Material for this task:

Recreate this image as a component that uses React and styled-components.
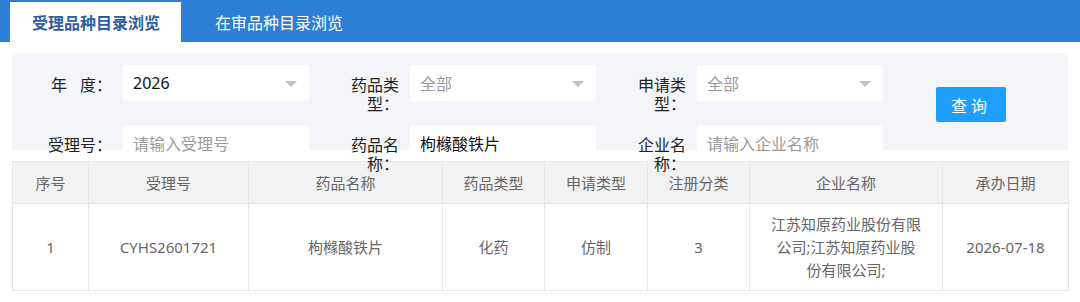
import React from "react";
import styled, { createGlobalStyle } from "styled-components";

const Global = createGlobalStyle`
  html, body { margin: 0; padding: 0; background: #fff; }
  body { font-family: "Noto Sans", "Noto Sans CJK SC", sans-serif; color: #333; }
  * { box-sizing: border-box; }
`;

const TabBar = styled.div`
  height: 42px;
  background: #2b7fd4;
  display: flex;
  align-items: flex-end;
  padding-left: 10px;
  gap: 12px;
`;

const Tab = styled.div`
  height: 40px;
  padding: 0 21px 0 22px;
  display: flex;
  align-items: center;
  font-size: 16px;
  font-weight: ${(p) => (p.$active ? 700 : 400)};
  color: ${(p) => (p.$active ? "#2e5f9c" : "#fff")};
  background: ${(p) => (p.$active ? "#fff" : "transparent")};
  font-family: "Noto Sans CJK SC", sans-serif;
`;

const Content = styled.div`
  padding: 11px 12px 0;
`;

const FilterPanel = styled.div`
  height: 97px;
  background: #f3f5f8;
  padding-top: 12px;
  display: grid;
  grid-template-columns: 297px 247px 247px auto;
  grid-template-rows: 36px 36px;
  column-gap: 40px;
  row-gap: 24px;
`;

const Field = styled.div`
  display: flex;
  align-items: flex-start;
  height: 36px;
`;

const Label = styled.label`
  position: relative;
  z-index: 1;
  width: ${(p) => p.$w}px;
  margin-right: 11px;
  padding-top: 10px;
  line-height: 19px;
  font-size: 16px;
  text-align: right;
  color: #222;
  font-family: "Noto Sans CJK SC", sans-serif;
  flex-shrink: 0;
`;

const Gap = styled.span`
  display: inline-block;
  width: 13px;
`;

const Control = styled.div`
  position: relative;
  width: 186px;
  height: 36px;
  background: #fff;
  border-radius: 2px;
  display: flex;
  align-items: center;
  padding-left: 10px;
  font-size: 16px;
  color: ${(p) => (p.$placeholder ? "#9a9a9a" : "#111")};
  font-family: "Noto Sans", "Noto Sans CJK SC", sans-serif;
`;

const Arrow = styled.span`
  position: absolute;
  right: 12px;
  top: 16px;
  width: 0;
  height: 0;
  border-left: 6px solid transparent;
  border-right: 6px solid transparent;
  border-top: 6px solid #c2c2c2;
`;

const QueryButton = styled.button`
  grid-column: 4;
  grid-row: 1 / span 2;
  align-self: start;
  margin-top: 22px;
  margin-left: 13px;
  width: 70px;
  height: 35px;
  border: none;
  border-radius: 2px;
  background: #1e9fff;
  color: #fff;
  font-size: 16px;
  letter-spacing: 4px;
  padding-left: 6px;
  font-family: "Noto Sans CJK SC", sans-serif;
`;

const Table = styled.table`
  margin-top: 11px;
  width: 1056px;
  border-collapse: collapse;
  table-layout: fixed;
  font-size: 15px;
  color: #666;
  font-family: "Noto Sans", "Noto Sans CJK SC", sans-serif;
`;

const Th = styled.th`
  height: 42px;
  background: #f2f2f2;
  border: 1px solid #e6e6e6;
  font-weight: 400;
  text-align: center;
  padding: 0 10px;
`;

const Td = styled.td`
  height: 87px;
  border: 1px solid #e6e6e6;
  text-align: center;
  padding: 8px 20px;
  line-height: 23px;
  background: #fff;
  font-size: 15px;
`;

const columns = [
  { title: "序号", w: 76 },
  { title: "受理号", w: 160 },
  { title: "药品名称", w: 194 },
  { title: "药品类型", w: 102 },
  { title: "申请类型", w: 103 },
  { title: "注册分类", w: 102 },
  { title: "企业名称", w: 193 },
  { title: "承办日期", w: 126 },
];

const row = [
  "1",
  "CYHS2601721",
  "枸橼酸铁片",
  "化药",
  "仿制",
  "3",
  "江苏知原药业股份有限公司;江苏知原药业股份有限公司;",
  "2026-07-18",
];

function SelectBox({ value, placeholder }) {
  return (
    <Control $placeholder={placeholder}>
      {value}
      <Arrow />
    </Control>
  );
}

export default function App() {
  return (
    <>
      <Global />
      <TabBar>
        <Tab $active>受理品种目录浏览</Tab>
        <Tab>在审品种目录浏览</Tab>
      </TabBar>
      <Content>
        <FilterPanel>
          <Field>
            <Label $w={100}>
              年<Gap />度：
            </Label>
            <SelectBox value="2026" />
          </Field>
          <Field>
            <Label $w={50}>药品类型：</Label>
            <SelectBox value="全部" placeholder />
          </Field>
          <Field>
            <Label $w={50}>申请类型：</Label>
            <SelectBox value="全部" placeholder />
          </Field>
          <QueryButton>查询</QueryButton>
          <Field>
            <Label $w={100}>受理号：</Label>
            <Control $placeholder>请输入受理号</Control>
          </Field>
          <Field>
            <Label $w={50}>药品名称：</Label>
            <Control>枸橼酸铁片</Control>
          </Field>
          <Field>
            <Label $w={50}>企业名称：</Label>
            <Control $placeholder>请输入企业名称</Control>
          </Field>
        </FilterPanel>
        <Table>
          <colgroup>
            {columns.map((c) => (
              <col key={c.title} style={{ width: c.w }} />
            ))}
          </colgroup>
          <thead>
            <tr>
              {columns.map((c) => (
                <Th key={c.title}>{c.title}</Th>
              ))}
            </tr>
          </thead>
          <tbody>
            <tr>
              {row.map((v, i) => (
                <Td key={i}>{v}</Td>
              ))}
            </tr>
          </tbody>
        </Table>
      </Content>
    </>
  );
}
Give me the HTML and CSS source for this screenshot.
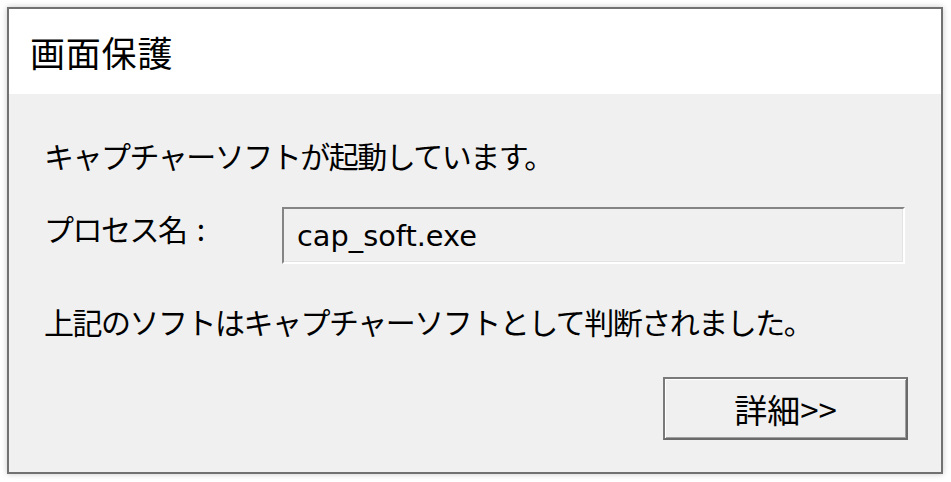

Problem to solve:
Every entry should be returned exactly as written, minus the pictures.

Result for this task:
Recreate this image as a component that uses React and styled-components.
import React from "react";
import styled, { createGlobalStyle } from "styled-components";

const Global = createGlobalStyle`
  html, body { margin: 0; padding: 0; background: #fff; }
  body { font-family: "Noto Sans", "Noto Sans CJK SC", sans-serif; color: #333; }
  * { box-sizing: border-box; }
`;

const TabBar = styled.div`
  height: 42px;
  background: #2b7fd4;
  display: flex;
  align-items: flex-end;
  padding-left: 10px;
  gap: 12px;
`;

const Tab = styled.div`
  height: 40px;
  padding: 0 21px 0 22px;
  display: flex;
  align-items: center;
  font-size: 16px;
  font-weight: ${(p) => (p.$active ? 700 : 400)};
  color: ${(p) => (p.$active ? "#2e5f9c" : "#fff")};
  background: ${(p) => (p.$active ? "#fff" : "transparent")};
  font-family: "Noto Sans CJK SC", sans-serif;
`;

const Content = styled.div`
  padding: 11px 12px 0;
`;

const FilterPanel = styled.div`
  height: 97px;
  background: #f3f5f8;
  padding-top: 12px;
  display: grid;
  grid-template-columns: 297px 247px 247px auto;
  grid-template-rows: 36px 36px;
  column-gap: 40px;
  row-gap: 24px;
`;

const Field = styled.div`
  display: flex;
  align-items: flex-start;
  height: 36px;
`;

const Label = styled.label`
  position: relative;
  z-index: 1;
  width: ${(p) => p.$w}px;
  margin-right: 11px;
  padding-top: 10px;
  line-height: 19px;
  font-size: 16px;
  text-align: right;
  color: #222;
  font-family: "Noto Sans CJK SC", sans-serif;
  flex-shrink: 0;
`;

const Gap = styled.span`
  display: inline-block;
  width: 13px;
`;

const Control = styled.div`
  position: relative;
  width: 186px;
  height: 36px;
  background: #fff;
  border-radius: 2px;
  display: flex;
  align-items: center;
  padding-left: 10px;
  font-size: 16px;
  color: ${(p) => (p.$placeholder ? "#9a9a9a" : "#111")};
  font-family: "Noto Sans", "Noto Sans CJK SC", sans-serif;
`;

const Arrow = styled.span`
  position: absolute;
  right: 12px;
  top: 16px;
  width: 0;
  height: 0;
  border-left: 6px solid transparent;
  border-right: 6px solid transparent;
  border-top: 6px solid #c2c2c2;
`;

const QueryButton = styled.button`
  grid-column: 4;
  grid-row: 1 / span 2;
  align-self: start;
  margin-top: 22px;
  margin-left: 13px;
  width: 70px;
  height: 35px;
  border: none;
  border-radius: 2px;
  background: #1e9fff;
  color: #fff;
  font-size: 16px;
  letter-spacing: 4px;
  padding-left: 6px;
  font-family: "Noto Sans CJK SC", sans-serif;
`;

const Table = styled.table`
  margin-top: 11px;
  width: 1056px;
  border-collapse: collapse;
  table-layout: fixed;
  font-size: 15px;
  color: #666;
  font-family: "Noto Sans", "Noto Sans CJK SC", sans-serif;
`;

const Th = styled.th`
  height: 42px;
  background: #f2f2f2;
  border: 1px solid #e6e6e6;
  font-weight: 400;
  text-align: center;
  padding: 0 10px;
`;

const Td = styled.td`
  height: 87px;
  border: 1px solid #e6e6e6;
  text-align: center;
  padding: 8px 20px;
  line-height: 23px;
  background: #fff;
  font-size: 15px;
`;

const columns = [
  { title: "序号", w: 76 },
  { title: "受理号", w: 160 },
  { title: "药品名称", w: 194 },
  { title: "药品类型", w: 102 },
  { title: "申请类型", w: 103 },
  { title: "注册分类", w: 102 },
  { title: "企业名称", w: 193 },
  { title: "承办日期", w: 126 },
];

const row = [
  "1",
  "CYHS2601721",
  "枸橼酸铁片",
  "化药",
  "仿制",
  "3",
  "江苏知原药业股份有限公司;江苏知原药业股份有限公司;",
  "2026-07-18",
];

function SelectBox({ value, placeholder }) {
  return (
    <Control $placeholder={placeholder}>
      {value}
      <Arrow />
    </Control>
  );
}

export default function App() {
  return (
    <>
      <Global />
      <TabBar>
        <Tab $active>受理品种目录浏览</Tab>
        <Tab>在审品种目录浏览</Tab>
      </TabBar>
      <Content>
        <FilterPanel>
          <Field>
            <Label $w={100}>
              年<Gap />度：
            </Label>
            <SelectBox value="2026" />
          </Field>
          <Field>
            <Label $w={50}>药品类型：</Label>
            <SelectBox value="全部" placeholder />
          </Field>
          <Field>
            <Label $w={50}>申请类型：</Label>
            <SelectBox value="全部" placeholder />
          </Field>
          <QueryButton>查询</QueryButton>
          <Field>
            <Label $w={100}>受理号：</Label>
            <Control $placeholder>请输入受理号</Control>
          </Field>
          <Field>
            <Label $w={50}>药品名称：</Label>
            <Control>枸橼酸铁片</Control>
          </Field>
          <Field>
            <Label $w={50}>企业名称：</Label>
            <Control $placeholder>请输入企业名称</Control>
          </Field>
        </FilterPanel>
        <Table>
          <colgroup>
            {columns.map((c) => (
              <col key={c.title} style={{ width: c.w }} />
            ))}
          </colgroup>
          <thead>
            <tr>
              {columns.map((c) => (
                <Th key={c.title}>{c.title}</Th>
              ))}
            </tr>
          </thead>
          <tbody>
            <tr>
              {row.map((v, i) => (
                <Td key={i}>{v}</Td>
              ))}
            </tr>
          </tbody>
        </Table>
      </Content>
    </>
  );
}
Give me the HTML and CSS source for this screenshot.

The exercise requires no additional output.